(RECORDED DATA)

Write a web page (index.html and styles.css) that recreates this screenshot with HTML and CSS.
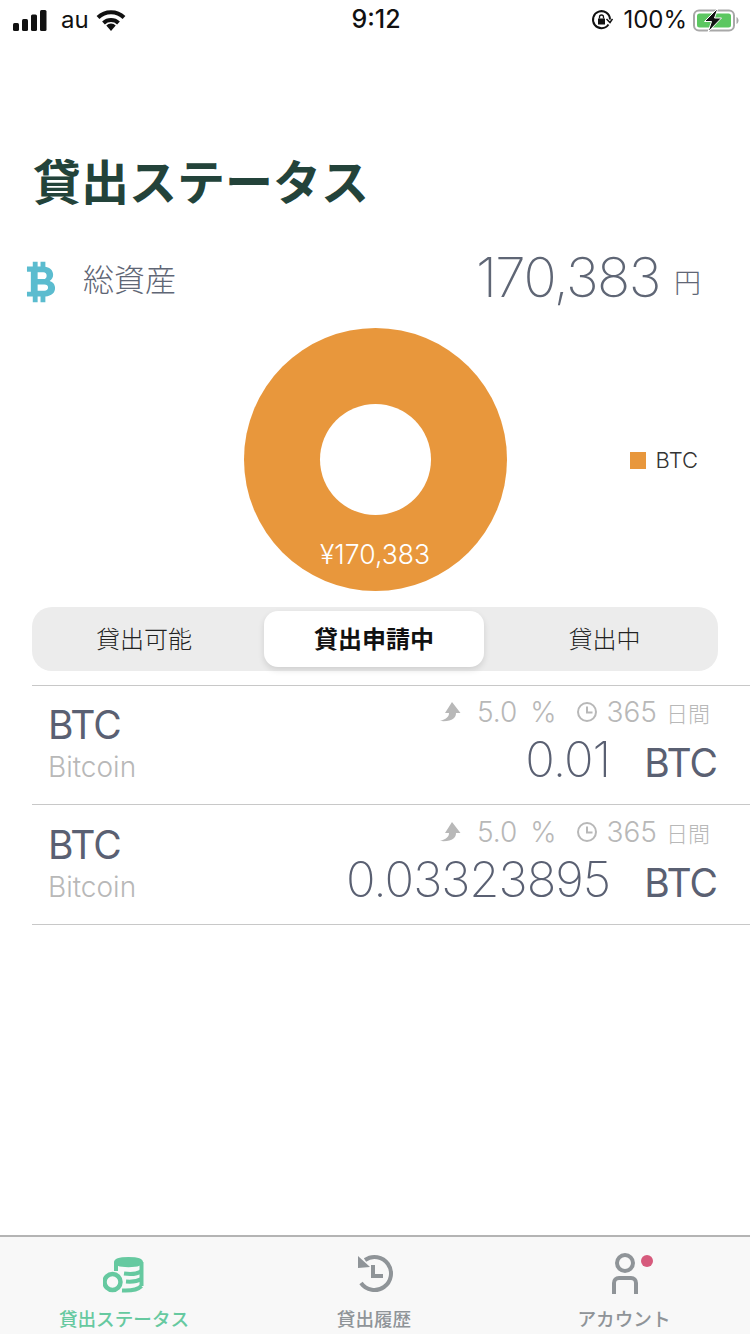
FILE: index.html
```html
<!DOCTYPE html>
<html lang="ja">
<head>
  <meta charset="UTF-8" />
  <title>貸出ステータス</title>
  <link rel="stylesheet" href="styles.css">
</head>
<body>
  <div class="app">
    <div class="statusbar">
      <div class="sb-left">
        <svg class="signal" width="34" height="21" viewBox="0 0 34 21"><rect x="0" y="13" width="6" height="8" rx="1.500"/><rect x="9" y="9" width="6" height="12" rx="1.500"/><rect x="18" y="4.500" width="6" height="16.500" rx="1.500"/><rect x="27" y="0" width="6.500" height="21" rx="1.500"/></svg>
        <span class="carrier">au</span>
        <svg class="wifi" width="30" height="22" viewBox="0 0 30 22"><path d="M2 8.500A18.500 18.500 0 0 1 28 8.500" fill="none" stroke="#111" stroke-width="4"/><path d="M7.500 14A11 11 0 0 1 22.500 14" fill="none" stroke="#111" stroke-width="4"/><path d="M15 22l-4.700-5.500A6.500 6.500 0 0 1 19.700 16.500z"/></svg>
      </div>
      <div class="sb-time">9:12</div>
      <div class="sb-right">
        <svg class="lock" width="22" height="22" viewBox="0 0 22 22" fill="none" stroke="#111" stroke-width="2"><path d="M17.500 15.500A8.500 8.500 0 1 1 19 10.500"/><path d="M15.500 10l3.500 3.500 2.500-3.500" stroke-width="1.500"/><rect x="7" y="9.500" width="7" height="6" fill="#111" stroke="none"/><path d="M8.500 9.500V8a2 2 0 0 1 4 0v1.500" stroke-width="1.300"/></svg>
        <span class="pct">100%</span>
        <svg class="batt" width="46" height="24" viewBox="0 0 46 24"><rect x="1" y="2.500" width="40" height="20" rx="5" fill="none" stroke="#a8a8a8" stroke-width="2"/><rect x="4" y="5.500" width="34" height="14" rx="2.500" fill="#5cc761"/><path d="M43.500 9v7c1.200-.5 2-2 2-3.500s-.8-3-2-3.500z" fill="#a8a8a8"/><path d="M25 0 11.500 13.500h7L15 24l13.500-14h-7z" fill="#111" stroke="#fff" stroke-width="1"/></svg>
      </div>
    </div>

    <h1 class="title">貸出ステータス</h1>

    <div class="total">
      <svg class="btc-icon" width="31" height="42" viewBox="0 0 32 42"><path fill="#5bbccf" fill-rule="evenodd" d="M7 0h5v5h3V0h5v5.300c5 .8 8 4 8 8.300 0 2.800-1.300 5-3.600 6.300 3.400 1 5.600 3.700 5.600 7.400 0 5-3.500 8.200-10 8.700V42h-5v-6h-3v6H7v-6H1v-5h4V10.500H1V5h6zm5 11v7h6c2 0 3.300-1.400 3.300-3.500S20 11 18 11zm0 12.500V30h7c2.400 0 3.800-1.300 3.800-3.300s-1.400-3.200-3.800-3.200z"/></svg>
      <span class="total-label">総資産</span>
      <span class="total-amount">170,383</span>
      <span class="total-unit">円</span>
    </div>

    <div class="chart-row">
      <div class="donut">
        <div class="donut-hole"></div>
        <span class="donut-label">¥170,383</span>
      </div>
      <div class="legend"><i class="legend-box"></i>BTC</div>
    </div>

    <div class="segment">
      <div class="seg-item seg-first">貸出可能</div>
      <div class="seg-item seg-active">貸出申請中</div>
      <div class="seg-item seg-last">貸出中</div>
    </div>

    <div class="list">
      <div class="row">
        <div class="coin">
          <div class="coin-code">BTC</div>
          <div class="coin-name">Bitcoin</div>
        </div>
        <div class="info">
          <div class="meta">
            <svg width="24" height="24" viewBox="0 0 24 24"><path fill="#b8b8b8" d="M14 2l8.500 11H18c0 5-4 9-16 8 6-2 9-4 9-8H7z"/></svg>
            <span class="meta-num rate">5.0</span><span class="meta-num pc">%</span>
            <svg class="clock" width="22" height="22" viewBox="0 0 22 22" fill="none" stroke="#b8b8b8" stroke-width="2"><circle cx="11" cy="11" r="9"/><path d="M11 5.500V11.500H16.500"/></svg>
            <span class="meta-num">365</span><span class="meta-unit">日間</span>
          </div>
          <div class="value"><span class="value-num">0.01</span><span class="value-unit">BTC</span></div>
        </div>
      </div>
      <div class="row">
        <div class="coin">
          <div class="coin-code">BTC</div>
          <div class="coin-name">Bitcoin</div>
        </div>
        <div class="info">
          <div class="meta">
            <svg width="24" height="24" viewBox="0 0 24 24"><path fill="#b8b8b8" d="M14 2l8.500 11H18c0 5-4 9-16 8 6-2 9-4 9-8H7z"/></svg>
            <span class="meta-num rate">5.0</span><span class="meta-num pc">%</span>
            <svg class="clock" width="22" height="22" viewBox="0 0 22 22" fill="none" stroke="#b8b8b8" stroke-width="2"><circle cx="11" cy="11" r="9"/><path d="M11 5.500V11.500H16.500"/></svg>
            <span class="meta-num">365</span><span class="meta-unit">日間</span>
          </div>
          <div class="value"><span class="value-num">0.03323895</span><span class="value-unit">BTC</span></div>
        </div>
      </div>
    </div>

    <div class="tabbar">
      <div class="tab tab-on">
        <svg width="44" height="40" viewBox="0 0 44 40" fill="none" stroke="#66c9a0" stroke-width="4"><path d="M12 9C12 3.500 39 3.500 39 9S12 14.500 12 9z" fill="#66c9a0" stroke-width="2"/><path d="M13 9v9M38.500 9v24"/><path d="M21 20.500C28 21.500 35 20.500 38.500 18M23 28.500C29 29 35 28 38.500 26M19 37.500C28 38 35 36.500 38.500 33"/><circle cx="9.500" cy="29" r="8" stroke-width="4.500"/></svg>
        <span>貸出ステータス</span>
      </div>
      <div class="tab">
        <svg width="40" height="40" viewBox="0 0 40 40" fill="none" stroke="#8f9498" stroke-width="4"><path d="M10 7A16.500 16.500 0 1 1 6 30"/><path d="M3 3l0 12 12-1z" fill="#8f9498" stroke="none"/><path d="M18 12V23H28"/></svg>
        <span>貸出履歴</span>
      </div>
      <div class="tab">
        <div class="acct">
          <svg width="30" height="42" viewBox="0 0 30 42" fill="none" stroke="#8f9498" stroke-width="4"><circle cx="15" cy="10" r="8"/><path d="M4 41V30c0-3 2-5 5-5h12c3 0 5 2 5 5v11"/></svg>
          <i class="badge"></i>
        </div>
        <span>アカウント</span>
      </div>
    </div>
  </div>
</body>
</html>
```

FILE: styles.css
```css
* { box-sizing: border-box; }
html, body { margin: 0; padding: 0; }
body { width: 750px; height: 1334px; background: #fff; font-family: Inter, "Noto Sans CJK JP", sans-serif; overflow: hidden; }
.app { position: relative; display: flex; flex-direction: column; height: 1334px; }

.statusbar { height: 40px; display: flex; align-items: center; justify-content: space-between; padding: 0 11px 0 13px; color: #111; }
.sb-left { display: flex; align-items: center; width: 200px; }
.signal { fill: #111; }
.carrier { font-size: 24px; margin-left: 14px; margin-bottom: 2px; }
.wifi { fill: #111; margin-left: 7px; }
.sb-time { font-size: 25px; font-weight: 500; margin-bottom: 2px; }
.sb-right { display: flex; align-items: center; justify-content: flex-end; width: 200px; }
.lock { margin-right: 10px; }
.pct { font-size: 24px; margin-right: 6px; margin-bottom: 2px; }

.title { margin: 111px 0 0 33px; font-size: 48px; line-height: 56px; font-weight: 700; color: #23433a; font-family: "Noto Sans CJK JP", sans-serif; }

.total { display: flex; align-items: center; height: 60px; margin-top: 43px; padding-left: 26px; color: #5f6675; }
.btc-icon { flex: none; margin-top: 4px; }
.total-label { font-size: 31px; margin: 0 0 6px 26px; font-family: "Noto Sans CJK JP", sans-serif; font-weight: 300; }
.total-amount { margin: 0 0 6px auto; font-size: 55px; font-weight: 200; letter-spacing: -1.500px; }
.total-unit { font-size: 27px; margin: 2px 49px 0 14px; font-family: "Noto Sans CJK JP", sans-serif; font-weight: 300; }

.chart-row { position: relative; display: flex; justify-content: center; margin-top: 18px; height: 264px; }
.donut { position: relative; display: flex; align-items: center; justify-content: center; width: 263px; height: 263px; border-radius: 50%; background: #e8973c; }
.donut-hole { width: 111px; height: 111px; border-radius: 50%; background: #fff; }
.donut-label { position: absolute; left: 0; right: 0; bottom: 21px; text-align: center; color: #fff; font-size: 26.500px; font-weight: 300; }
.legend { position: absolute; right: 52px; top: 119px; display: flex; align-items: center; gap: 10px; font-size: 22px; color: #333; font-weight: 300; }
.legend-box { width: 16px; height: 17px; background: #e8973c; }

.segment { display: flex; align-items: center; margin: 15px 32px 0; height: 64px; background: #ececec; border-radius: 20px; font-family: "Noto Sans CJK JP", sans-serif; }
.seg-item { text-align: center; font-size: 24px; line-height: 30px; color: #222; font-weight: 300; padding-bottom: 3px; }
.seg-first { flex: none; width: 232px; padding-right: 8px; }
.seg-last { flex: 1; padding-left: 7px; }
.seg-active { flex: none; width: 220px; height: 56px; line-height: 54px; padding: 0; background: #fff; border-radius: 14px; font-weight: 700; color: #111; box-shadow: 0 3px 6px rgba(0,0,0,0.12); }

.list { margin: 14px 0 0 32px; border-top: 1px solid #c8c8c8; }
.row { display: flex; justify-content: space-between; height: 119px; padding: 0 33px 0 16px; border-bottom: 1px solid #c8c8c8; }
.row + .row { height: 120px; padding-top: 1px; }
.coin-code { font-size: 39px; line-height: 44px; color: #5a6072; margin-top: 17px; letter-spacing: -1px; }
.coin-name { font-size: 28px; line-height: 34px; color: #b8b8b8; margin-top: 3px; font-weight: 300; }
.info { display: flex; flex-direction: column; align-items: flex-end; }
.meta { display: flex; align-items: center; height: 28px; margin-top: 12px; color: #b8b8b8; margin-right: 7px; }
.meta-num { font-size: 28px; font-weight: 300; }
.rate { margin-left: 15px; }
.pc { margin-left: 13px; }
.clock { margin: 0 9px 0 19px; }
.meta-unit { font-size: 22px; margin-left: 9px; font-family: "Noto Sans CJK JP", sans-serif; font-weight: 300; }
.value { display: flex; align-items: baseline; margin-top: 6px; color: #5a6072; }
.value-num { font-size: 49px; font-weight: 200; line-height: 56px; letter-spacing: -1px; }
.value-unit { font-size: 39px; margin-left: 34px; letter-spacing: -1px; }

.tabbar { position: absolute; left: 0; right: 0; bottom: 0; height: 99px; display: flex; background: #f8f8f8; border-top: 2px solid #b4b4b4; }
.tab { flex: 1; display: flex; flex-direction: column; align-items: center; padding-top: 16px; color: #8f9498; font-size: 18.600px; font-weight: 500; font-family: "Noto Sans CJK JP", sans-serif; }
.tab span { margin: 11px 2px 0 0; line-height: 28px; }
.tab-on { color: #66c9a0; }
.acct { position: relative; height: 40px; }
.badge { position: absolute; top: 2px; right: -13px; width: 12px; height: 12px; border-radius: 50%; background: #d65a7c; }
```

(WHAT YOU SHOULD DO) Find all lines with "styles" in them and copy each one.

(THE RESULT)
Write a web page (index.html and styles.css) that recreates this screenshot with HTML and CSS.
  <link rel="stylesheet" href="styles.css">
FILE: styles.css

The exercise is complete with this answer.